• [REQUIRED WORK]:
Search the data below for "React"; list each line that holds it.

>>>>>

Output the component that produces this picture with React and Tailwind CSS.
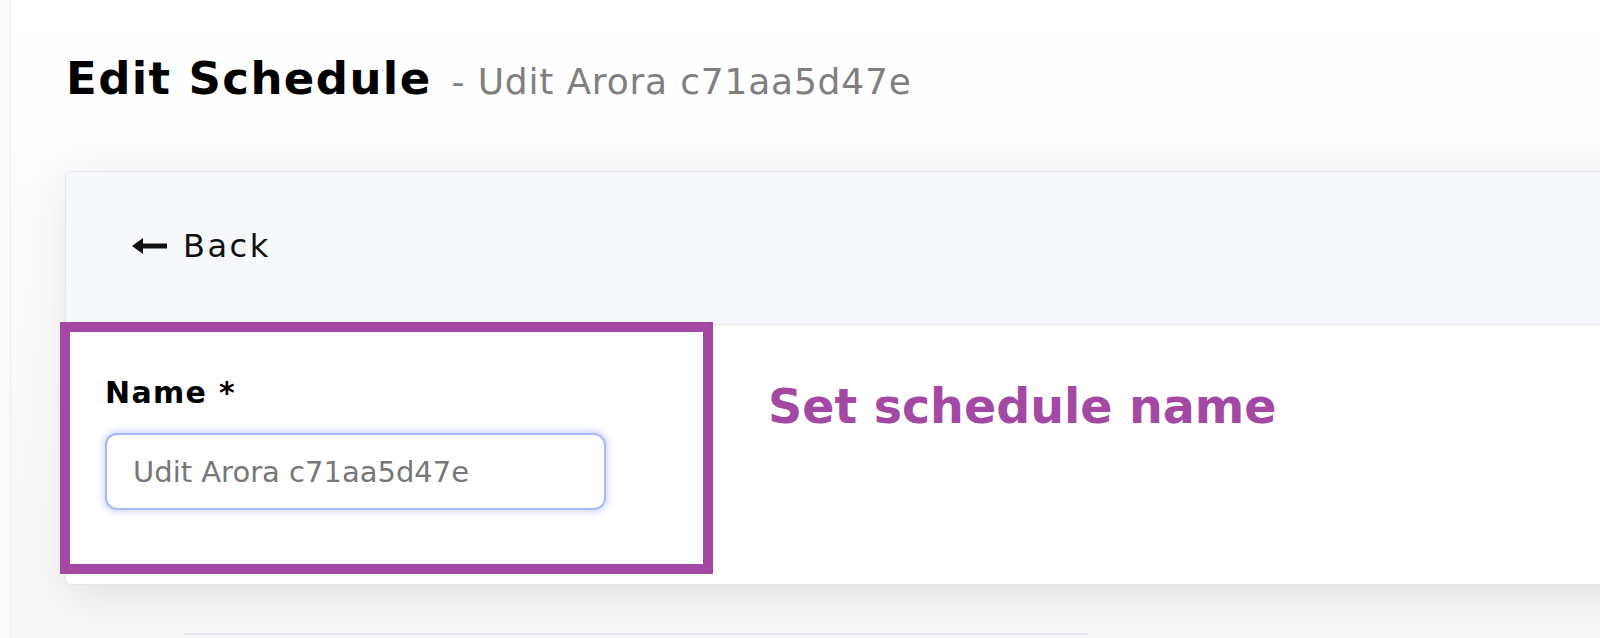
import React from "react";

const BackArrow = () => (
  <svg width="36" height="16" viewBox="0 0 36 16" className="shrink-0">
    <path d="M0 8 L11 0 L11 5.5 L35 5.5 L35 10.5 L11 10.5 L11 16 Z" fill="#111" />
  </svg>
);

const App = () => {
  return (
    <div className="relative h-[638px] w-[1600px] overflow-hidden bg-[#fbfbfb] font-['DejaVu_Sans','Liberation_Sans',sans-serif]">
      <div className="h-full ml-[10px] border-l border-[#efefef] bg-gradient-to-b from-white to-[#f7f7f7]">
        <div className="pl-[55px] pt-[53px] flex items-baseline gap-[20px]">
          <h1 className="text-[45px] leading-[52px] font-bold text-black tracking-[1.4px]">Edit Schedule</h1>
          <span className="text-[36px] leading-[52px] tracking-[0.8px] text-[#7f7f7f]">- Udit Arora c71aa5d47e</span>
        </div>

        <div className="relative mt-[63px] ml-[54px] w-[1600px] bg-white border border-[#e3e6ef] rounded-md shadow-[0_10px_45px_rgba(0,0,0,0.09)]">
          <div className="h-[153px] bg-[#f7f8fc] border-b border-[#e3e6ef] pl-[66px] pt-[54px] rounded-t-md">
            <button className="flex items-center gap-[15px] text-[32px] leading-[40px] tracking-[2.5px] text-[#111]">
              <BackArrow />
              <span>Back</span>
            </button>
          </div>

          <div className="h-[259px] flex">
            <div className="w-[702px] pl-[39px] pt-[50px]">
              <label className="block text-[30px] leading-[36px] font-bold tracking-[1.3px] text-black">Name *</label>
              <input
                className="mt-[22px] w-[501px] h-[77px] rounded-[12px] border-2 border-[#a9b8fb] shadow-[0_0_6px_2px_rgba(129,140,248,0.35)] bg-white px-[26px] text-[29px] outline-none placeholder:text-[#777]"
                placeholder="Udit Arora c71aa5d47e"
              />
            </div>
            <div className="pt-[54px]">
              <h2 className="text-[47.5px] leading-[56px] font-bold text-[#a349a4]">Set schedule name</h2>
            </div>
          </div>

          <div className="absolute left-[-6px] top-[150px] w-[653px] h-[252px] border-[10px] border-[#a349a4] pointer-events-none" />
        </div>

        <div className="ml-[173px] mt-[48px] w-[904px] border-t-2 border-[#e3e6ef]" />
      </div>
    </div>
  );
};

export default App;
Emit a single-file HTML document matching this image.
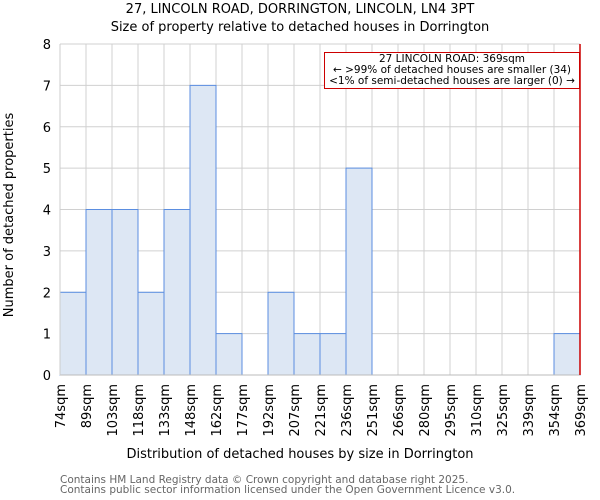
<!DOCTYPE html>
<html><head><style>body{margin:0;background:#fff}svg{display:block;font-family:"DejaVu Sans","Liberation Sans",sans-serif}</style></head><body>
<svg width="600" height="500" xmlns="http://www.w3.org/2000/svg">
<text x="300" y="13" font-size="13" text-anchor="middle">27, LINCOLN ROAD, DORRINGTON, LINCOLN, LN4 3PT</text>
<text x="300" y="31" font-size="13" text-anchor="middle">Size of property relative to detached houses in Dorrington</text>
<g stroke="#d0d0d0" stroke-width="1">
<line x1="60" y1="333.6" x2="580" y2="333.6"/><line x1="60" y1="292.3" x2="580" y2="292.3"/><line x1="60" y1="250.9" x2="580" y2="250.9"/><line x1="60" y1="209.5" x2="580" y2="209.5"/><line x1="60" y1="168.1" x2="580" y2="168.1"/><line x1="60" y1="126.8" x2="580" y2="126.8"/><line x1="60" y1="85.4" x2="580" y2="85.4"/><line x1="60" y1="44" x2="580" y2="44"/>
<line x1="86" y1="44" x2="86" y2="375"/><line x1="112" y1="44" x2="112" y2="375"/><line x1="138" y1="44" x2="138" y2="375"/><line x1="164" y1="44" x2="164" y2="375"/><line x1="190" y1="44" x2="190" y2="375"/><line x1="216" y1="44" x2="216" y2="375"/><line x1="242" y1="44" x2="242" y2="375"/><line x1="268" y1="44" x2="268" y2="375"/><line x1="294" y1="44" x2="294" y2="375"/><line x1="320" y1="44" x2="320" y2="375"/><line x1="346" y1="44" x2="346" y2="375"/><line x1="372" y1="44" x2="372" y2="375"/><line x1="398" y1="44" x2="398" y2="375"/><line x1="424" y1="44" x2="424" y2="375"/><line x1="450" y1="44" x2="450" y2="375"/><line x1="476" y1="44" x2="476" y2="375"/><line x1="502" y1="44" x2="502" y2="375"/><line x1="528" y1="44" x2="528" y2="375"/><line x1="554" y1="44" x2="554" y2="375"/>
</g>
<g fill="#dde7f4" stroke="#5b8ee0" stroke-width="1">
<rect x="60" y="292.3" width="26" height="82.7"/><rect x="86" y="209.5" width="26" height="165.5"/><rect x="112" y="209.5" width="26" height="165.5"/><rect x="138" y="292.3" width="26" height="82.7"/><rect x="164" y="209.5" width="26" height="165.5"/><rect x="190" y="85.4" width="26" height="289.6"/><rect x="216" y="333.6" width="26" height="41.4"/><rect x="268" y="292.3" width="26" height="82.7"/><rect x="294" y="333.6" width="26" height="41.4"/><rect x="320" y="333.6" width="26" height="41.4"/><rect x="346" y="168.1" width="26" height="206.9"/><rect x="554" y="333.6" width="26" height="41.4"/>
</g>
<line x1="60" y1="375" x2="580" y2="375" stroke="#bbb"/>
<line x1="60" y1="44" x2="60" y2="375" stroke="#ccc"/>
<line x1="580" y1="44" x2="580" y2="375" stroke="#c00" stroke-width="1.5"/>
<g font-size="13" text-anchor="end">
<text x="51" y="380">0</text><text x="51" y="338.6">1</text><text x="51" y="297.3">2</text><text x="51" y="255.9">3</text><text x="51" y="214.5">4</text><text x="51" y="173.1">5</text><text x="51" y="131.8">6</text><text x="51" y="90.4">7</text><text x="51" y="49">8</text>
</g>
<g font-size="13" text-anchor="end">
<text transform="translate(65,384) rotate(-90)">74sqm</text><text transform="translate(91,384) rotate(-90)">89sqm</text><text transform="translate(117,384) rotate(-90)">103sqm</text><text transform="translate(143,384) rotate(-90)">118sqm</text><text transform="translate(169,384) rotate(-90)">133sqm</text><text transform="translate(195,384) rotate(-90)">148sqm</text><text transform="translate(221,384) rotate(-90)">162sqm</text><text transform="translate(247,384) rotate(-90)">177sqm</text><text transform="translate(273,384) rotate(-90)">192sqm</text><text transform="translate(299,384) rotate(-90)">207sqm</text><text transform="translate(325,384) rotate(-90)">221sqm</text><text transform="translate(351,384) rotate(-90)">236sqm</text><text transform="translate(377,384) rotate(-90)">251sqm</text><text transform="translate(403,384) rotate(-90)">266sqm</text><text transform="translate(429,384) rotate(-90)">280sqm</text><text transform="translate(455,384) rotate(-90)">295sqm</text><text transform="translate(481,384) rotate(-90)">310sqm</text><text transform="translate(507,384) rotate(-90)">325sqm</text><text transform="translate(533,384) rotate(-90)">339sqm</text><text transform="translate(559,384) rotate(-90)">354sqm</text><text transform="translate(585,384) rotate(-90)">369sqm</text>
</g>
<text x="300" y="458" font-size="13" text-anchor="middle">Distribution of detached houses by size in Dorrington</text>
<text transform="translate(13,215) rotate(-90)" font-size="13" text-anchor="middle">Number of detached properties</text>
<rect x="324.5" y="52.5" width="255" height="36" fill="#fff" stroke="#c00"/>
<g font-size="10.5" text-anchor="middle"><text x="452" y="62">27 LINCOLN ROAD: 369sqm</text><text x="452" y="73">← &gt;99% of detached houses are smaller (34)</text><text x="452" y="84">&lt;1% of semi-detached houses are larger (0) →</text></g>
<g font-size="10.5" fill="#666"><text x="60" y="483">Contains HM Land Registry data © Crown copyright and database right 2025.</text><text x="60" y="493">Contains public sector information licensed under the Open Government Licence v3.0.</text></g>
</svg>
</body></html>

<<<<<

• [WRITTEN SOLUTION]:
Output the component that produces this picture with React and Tailwind CSS.
import React from "react";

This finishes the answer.